[Goal of the exercise] Copy, from the entries below, each line where the word "code" can be found.
* start Source records *
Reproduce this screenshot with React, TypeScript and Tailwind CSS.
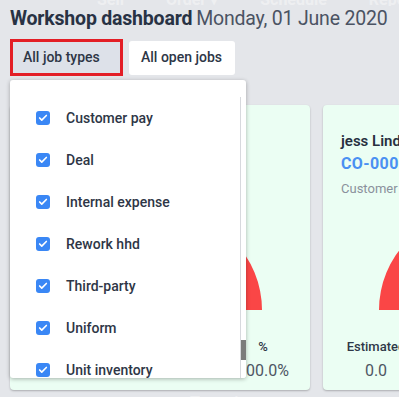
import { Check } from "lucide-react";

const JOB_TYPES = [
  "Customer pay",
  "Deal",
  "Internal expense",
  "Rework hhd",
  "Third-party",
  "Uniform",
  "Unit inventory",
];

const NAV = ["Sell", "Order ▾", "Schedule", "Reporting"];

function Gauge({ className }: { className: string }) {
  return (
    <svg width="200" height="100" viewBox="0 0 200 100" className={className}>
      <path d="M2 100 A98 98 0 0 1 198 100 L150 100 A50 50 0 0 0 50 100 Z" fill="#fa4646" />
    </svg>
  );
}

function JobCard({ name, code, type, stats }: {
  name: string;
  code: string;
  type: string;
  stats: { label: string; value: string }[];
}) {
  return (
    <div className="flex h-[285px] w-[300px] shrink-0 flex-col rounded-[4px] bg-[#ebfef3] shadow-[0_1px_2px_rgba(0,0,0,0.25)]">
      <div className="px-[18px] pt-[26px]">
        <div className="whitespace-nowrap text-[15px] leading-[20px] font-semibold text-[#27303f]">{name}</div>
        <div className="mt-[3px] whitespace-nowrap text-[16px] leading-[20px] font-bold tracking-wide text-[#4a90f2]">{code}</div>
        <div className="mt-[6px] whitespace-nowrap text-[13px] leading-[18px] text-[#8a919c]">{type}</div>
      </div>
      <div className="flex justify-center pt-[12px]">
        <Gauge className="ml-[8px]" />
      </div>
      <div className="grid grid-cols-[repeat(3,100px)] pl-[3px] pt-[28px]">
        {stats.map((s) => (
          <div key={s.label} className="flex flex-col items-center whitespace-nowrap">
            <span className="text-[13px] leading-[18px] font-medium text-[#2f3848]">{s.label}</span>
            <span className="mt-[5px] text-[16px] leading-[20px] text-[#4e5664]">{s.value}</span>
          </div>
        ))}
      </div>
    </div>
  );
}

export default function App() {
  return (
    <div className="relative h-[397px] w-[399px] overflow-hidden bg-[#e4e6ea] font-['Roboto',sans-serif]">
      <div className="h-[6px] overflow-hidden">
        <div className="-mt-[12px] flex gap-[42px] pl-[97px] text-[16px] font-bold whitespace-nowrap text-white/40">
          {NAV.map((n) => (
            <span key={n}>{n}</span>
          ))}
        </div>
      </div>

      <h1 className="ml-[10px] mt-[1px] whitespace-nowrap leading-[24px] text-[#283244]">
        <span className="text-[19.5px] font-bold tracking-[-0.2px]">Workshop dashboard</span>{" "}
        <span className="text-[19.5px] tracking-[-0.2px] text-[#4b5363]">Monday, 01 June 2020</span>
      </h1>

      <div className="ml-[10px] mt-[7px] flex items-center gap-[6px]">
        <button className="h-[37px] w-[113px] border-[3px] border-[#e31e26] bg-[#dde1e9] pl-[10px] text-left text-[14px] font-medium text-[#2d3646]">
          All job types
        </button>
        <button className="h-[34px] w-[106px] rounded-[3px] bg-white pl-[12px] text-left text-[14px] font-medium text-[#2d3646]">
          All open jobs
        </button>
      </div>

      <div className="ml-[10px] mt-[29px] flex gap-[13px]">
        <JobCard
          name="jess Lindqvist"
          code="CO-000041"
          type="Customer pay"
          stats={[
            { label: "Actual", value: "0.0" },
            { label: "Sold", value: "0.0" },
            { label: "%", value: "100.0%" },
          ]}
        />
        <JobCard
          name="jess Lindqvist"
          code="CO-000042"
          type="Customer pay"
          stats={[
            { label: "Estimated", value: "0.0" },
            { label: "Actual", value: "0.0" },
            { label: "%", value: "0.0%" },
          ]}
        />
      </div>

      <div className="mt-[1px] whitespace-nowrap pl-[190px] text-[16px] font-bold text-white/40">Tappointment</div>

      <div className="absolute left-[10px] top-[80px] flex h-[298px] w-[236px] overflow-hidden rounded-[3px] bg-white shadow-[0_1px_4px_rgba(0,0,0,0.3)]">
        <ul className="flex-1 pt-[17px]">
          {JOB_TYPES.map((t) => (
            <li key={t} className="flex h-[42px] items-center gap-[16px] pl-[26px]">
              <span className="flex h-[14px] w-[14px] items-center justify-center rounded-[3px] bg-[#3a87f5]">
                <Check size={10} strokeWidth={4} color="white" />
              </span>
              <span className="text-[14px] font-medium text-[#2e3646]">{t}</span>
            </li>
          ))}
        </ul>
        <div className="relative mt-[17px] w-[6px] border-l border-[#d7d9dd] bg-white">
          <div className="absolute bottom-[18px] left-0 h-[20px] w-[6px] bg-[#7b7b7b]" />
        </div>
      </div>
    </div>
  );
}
* end Source records *
* start Source records *
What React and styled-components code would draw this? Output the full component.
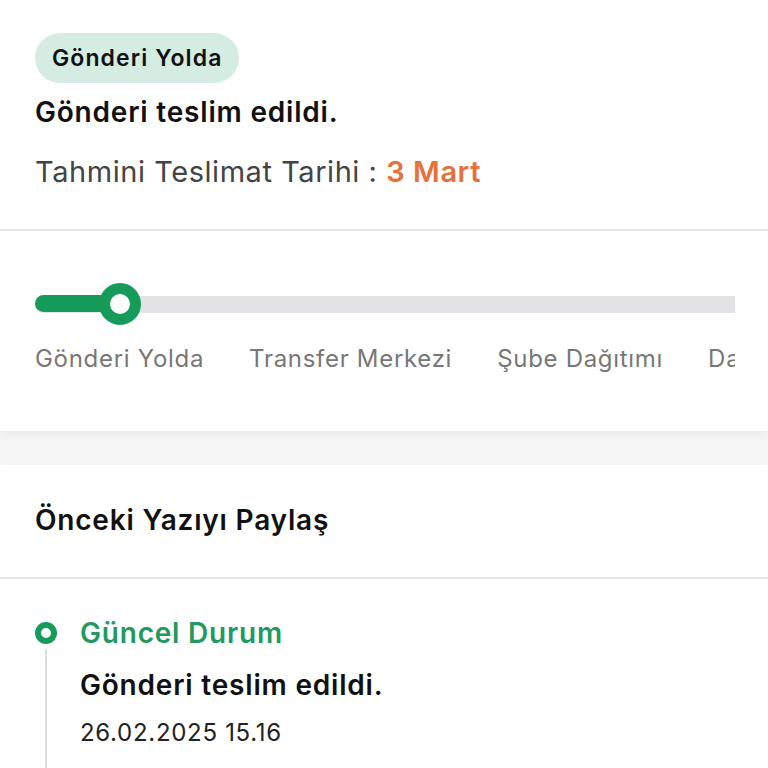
* end Source records *
[Complete response]
function JobCard({ name, code, type, stats }: {
  code: string;
        <div className="mt-[3px] whitespace-nowrap text-[16px] leading-[20px] font-bold tracking-wide text-[#4a90f2]">{code}</div>
          code="CO-000041"
          code="CO-000042"
What React and styled-components code would draw this? Output the full component.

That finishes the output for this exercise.